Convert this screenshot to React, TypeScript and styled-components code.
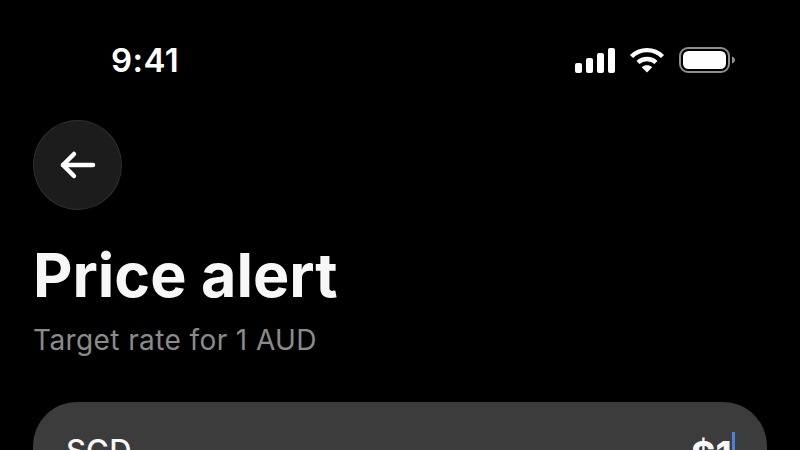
import React from 'react';
import styled, { createGlobalStyle } from 'styled-components';

const GlobalStyle = createGlobalStyle`
  html, body {
    margin: 0;
    padding: 0;
    background: #000;
    overflow: hidden;
  }
`;

const Screen = styled.div`
  width: 800px;
  height: 450px;
  overflow: hidden;
  background: #000;
  color: #f7f7f7;
  font-family: Inter, 'Liberation Sans', sans-serif;
`;

const StatusBar = styled.div`
  height: 120px;
  box-sizing: border-box;
  padding: 40px 65px 0 111px;
  display: flex;
  justify-content: space-between;
  align-items: flex-start;
`;

const Clock = styled.div`
  font-size: 33px;
  line-height: 40px;
  font-weight: 600;
  letter-spacing: 0.4px;
  color: #fff;
`;

const StatusIcons = styled.div`
  display: flex;
  align-items: center;
  gap: 14px;
  height: 40px;
`;

const Content = styled.div`
  padding: 0 33px;
`;

const BackButton = styled.button`
  width: 89px;
  height: 90px;
  padding: 0;
  border-radius: 50%;
  border: 1px solid #2f2f2f;
  background: #1c1c1d;
  display: flex;
  align-items: center;
  justify-content: center;
`;

const Title = styled.h1`
  margin: 27px 0 0;
  font-size: 61px;
  line-height: 76px;
  font-weight: 700;
  letter-spacing: 0;
  color: #f7f7f7;
`;

const Subtitle = styled.p`
  margin: 9px 0 0;
  font-size: 28px;
  line-height: 36px;
  font-weight: 400;
  letter-spacing: 0.4px;
  color: #8b8b8b;
`;

const RateCard = styled.div`
  margin-top: 44px;
  height: 120px;
  box-sizing: border-box;
  padding: 31px 32px 0 33px;
  border-radius: 44px;
  background: #3c3c3d;
  display: flex;
  justify-content: space-between;
`;

const Currency = styled.span`
  font-size: 31px;
  line-height: 36px;
  font-weight: 500;
  color: #f7f7f7;
`;

const Amount = styled.span`
  font-size: 38px;
  line-height: 46px;
  font-weight: 700;
  margin-top: -1px;
  color: #f7f7f7;
  border-right: 3px solid #4d7fe0;
  height: 40px;
`;

export default function App() {
  return (
    <Screen>
      <GlobalStyle />
      <StatusBar>
        <Clock>9:41</Clock>
        <StatusIcons>
          <svg width="40" height="25" viewBox="0 0 40 25" fill="#fff">
            <rect x="0" y="15" width="7" height="10" rx="2" />
            <rect x="11" y="10" width="7" height="15" rx="2" />
            <rect x="22" y="5" width="7" height="20" rx="2" />
            <rect x="33" y="0" width="7" height="25" rx="2" />
          </svg>
          <svg width="36" height="26" viewBox="0 0 36 26" fill="none" stroke="#fff" strokeWidth="4.4">
            <path d="M2.5 9.5C11 1 25 1 33.5 9.5" />
            <path d="M9 15.5c5-4.7 13-4.7 18 0" />
            <path d="M18 25.5l-5.2-5.2c3-2.6 7.400-2.600 10.400 0z" fill="#fff" stroke="none" />
          </svg>
          <svg width="56" height="26" viewBox="0 0 56 26" fill="none">
            <rect x="1" y="1" width="49" height="24" rx="8" stroke="#8e8e8e" strokeWidth="2" />
            <rect x="4" y="4" width="43" height="18" rx="5.500" fill="#fff" />
            <path d="M53 9.500c2 .6 3 2 3 3.500s-1 2.900-3 3.500z" fill="#8e8e8e" />
          </svg>
        </StatusIcons>
      </StatusBar>
      <Content>
        <BackButton aria-label="Back">
          <svg width="40" height="40" viewBox="0 0 40 40" fill="none" stroke="#fff" strokeWidth="4.500" strokeLinecap="round" strokeLinejoin="round">
            <path d="M5 20h30" />
            <path d="M16 9L5 20l11 11" />
          </svg>
        </BackButton>
        <Title>Price alert</Title>
        <Subtitle>Target rate for 1 AUD</Subtitle>
        <RateCard>
          <Currency>SGD</Currency>
          <Amount>$1</Amount>
        </RateCard>
      </Content>
    </Screen>
  );
}
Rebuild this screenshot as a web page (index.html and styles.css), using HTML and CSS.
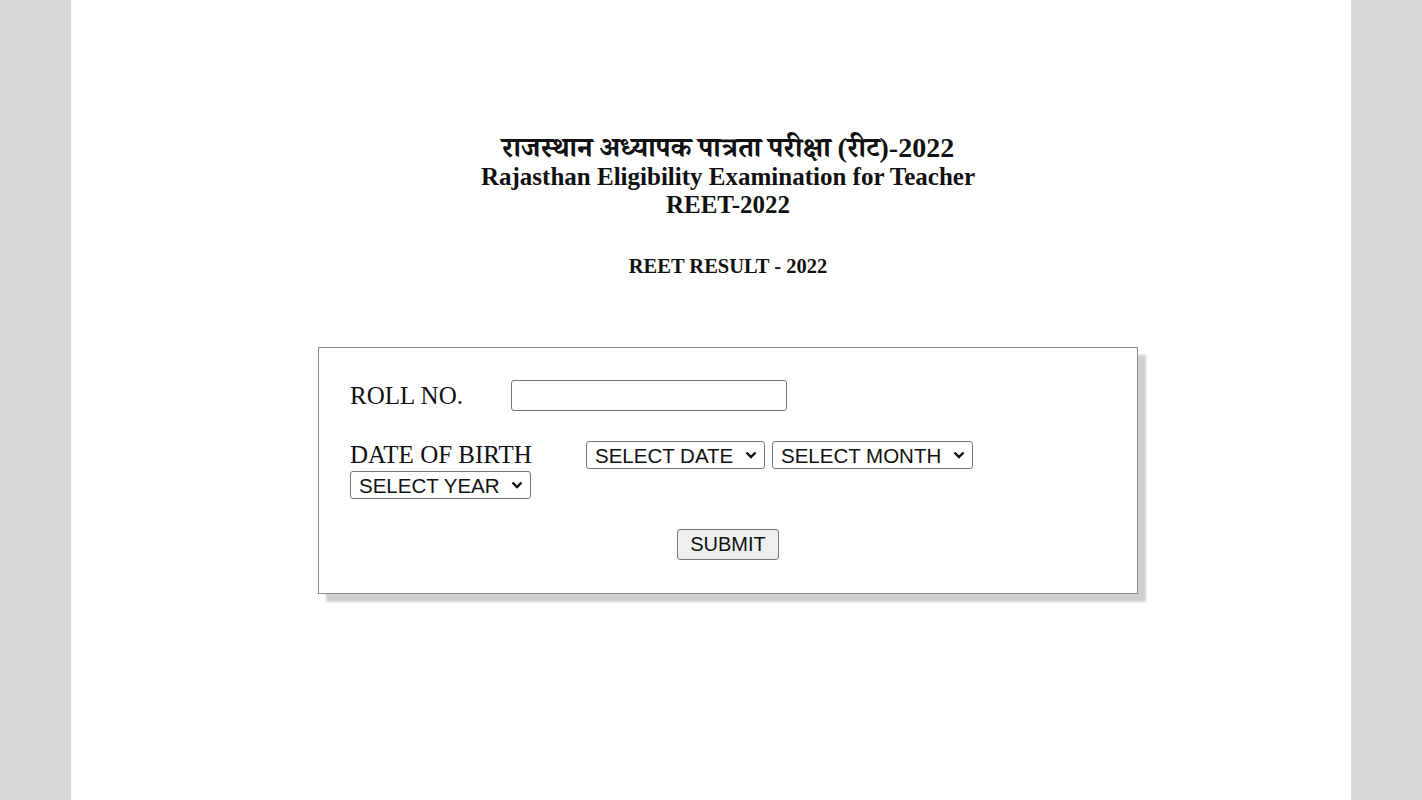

———

● **Given instruction**
Repeat each entry exactly as given; no pictures belong in the copy.

● **Correct response**
Convert this screenshot to React, TypeScript and styled-components code.
import React from 'react';
import styled, { createGlobalStyle } from 'styled-components';

const GlobalStyle = createGlobalStyle`
  html, body {
    margin: 0;
    padding: 0;
    background: #000;
    overflow: hidden;
  }
`;

const Screen = styled.div`
  width: 800px;
  height: 450px;
  overflow: hidden;
  background: #000;
  color: #f7f7f7;
  font-family: Inter, 'Liberation Sans', sans-serif;
`;

const StatusBar = styled.div`
  height: 120px;
  box-sizing: border-box;
  padding: 40px 65px 0 111px;
  display: flex;
  justify-content: space-between;
  align-items: flex-start;
`;

const Clock = styled.div`
  font-size: 33px;
  line-height: 40px;
  font-weight: 600;
  letter-spacing: 0.4px;
  color: #fff;
`;

const StatusIcons = styled.div`
  display: flex;
  align-items: center;
  gap: 14px;
  height: 40px;
`;

const Content = styled.div`
  padding: 0 33px;
`;

const BackButton = styled.button`
  width: 89px;
  height: 90px;
  padding: 0;
  border-radius: 50%;
  border: 1px solid #2f2f2f;
  background: #1c1c1d;
  display: flex;
  align-items: center;
  justify-content: center;
`;

const Title = styled.h1`
  margin: 27px 0 0;
  font-size: 61px;
  line-height: 76px;
  font-weight: 700;
  letter-spacing: 0;
  color: #f7f7f7;
`;

const Subtitle = styled.p`
  margin: 9px 0 0;
  font-size: 28px;
  line-height: 36px;
  font-weight: 400;
  letter-spacing: 0.4px;
  color: #8b8b8b;
`;

const RateCard = styled.div`
  margin-top: 44px;
  height: 120px;
  box-sizing: border-box;
  padding: 31px 32px 0 33px;
  border-radius: 44px;
  background: #3c3c3d;
  display: flex;
  justify-content: space-between;
`;

const Currency = styled.span`
  font-size: 31px;
  line-height: 36px;
  font-weight: 500;
  color: #f7f7f7;
`;

const Amount = styled.span`
  font-size: 38px;
  line-height: 46px;
  font-weight: 700;
  margin-top: -1px;
  color: #f7f7f7;
  border-right: 3px solid #4d7fe0;
  height: 40px;
`;

export default function App() {
  return (
    <Screen>
      <GlobalStyle />
      <StatusBar>
        <Clock>9:41</Clock>
        <StatusIcons>
          <svg width="40" height="25" viewBox="0 0 40 25" fill="#fff">
            <rect x="0" y="15" width="7" height="10" rx="2" />
            <rect x="11" y="10" width="7" height="15" rx="2" />
            <rect x="22" y="5" width="7" height="20" rx="2" />
            <rect x="33" y="0" width="7" height="25" rx="2" />
          </svg>
          <svg width="36" height="26" viewBox="0 0 36 26" fill="none" stroke="#fff" strokeWidth="4.4">
            <path d="M2.5 9.5C11 1 25 1 33.5 9.5" />
            <path d="M9 15.5c5-4.7 13-4.7 18 0" />
            <path d="M18 25.5l-5.2-5.2c3-2.6 7.400-2.600 10.400 0z" fill="#fff" stroke="none" />
          </svg>
          <svg width="56" height="26" viewBox="0 0 56 26" fill="none">
            <rect x="1" y="1" width="49" height="24" rx="8" stroke="#8e8e8e" strokeWidth="2" />
            <rect x="4" y="4" width="43" height="18" rx="5.500" fill="#fff" />
            <path d="M53 9.500c2 .6 3 2 3 3.500s-1 2.900-3 3.500z" fill="#8e8e8e" />
          </svg>
        </StatusIcons>
      </StatusBar>
      <Content>
        <BackButton aria-label="Back">
          <svg width="40" height="40" viewBox="0 0 40 40" fill="none" stroke="#fff" strokeWidth="4.500" strokeLinecap="round" strokeLinejoin="round">
            <path d="M5 20h30" />
            <path d="M16 9L5 20l11 11" />
          </svg>
        </BackButton>
        <Title>Price alert</Title>
        <Subtitle>Target rate for 1 AUD</Subtitle>
        <RateCard>
          <Currency>SGD</Currency>
          <Amount>$1</Amount>
        </RateCard>
      </Content>
    </Screen>
  );
}
Rebuild this screenshot as a web page (index.html and styles.css), using HTML and CSS.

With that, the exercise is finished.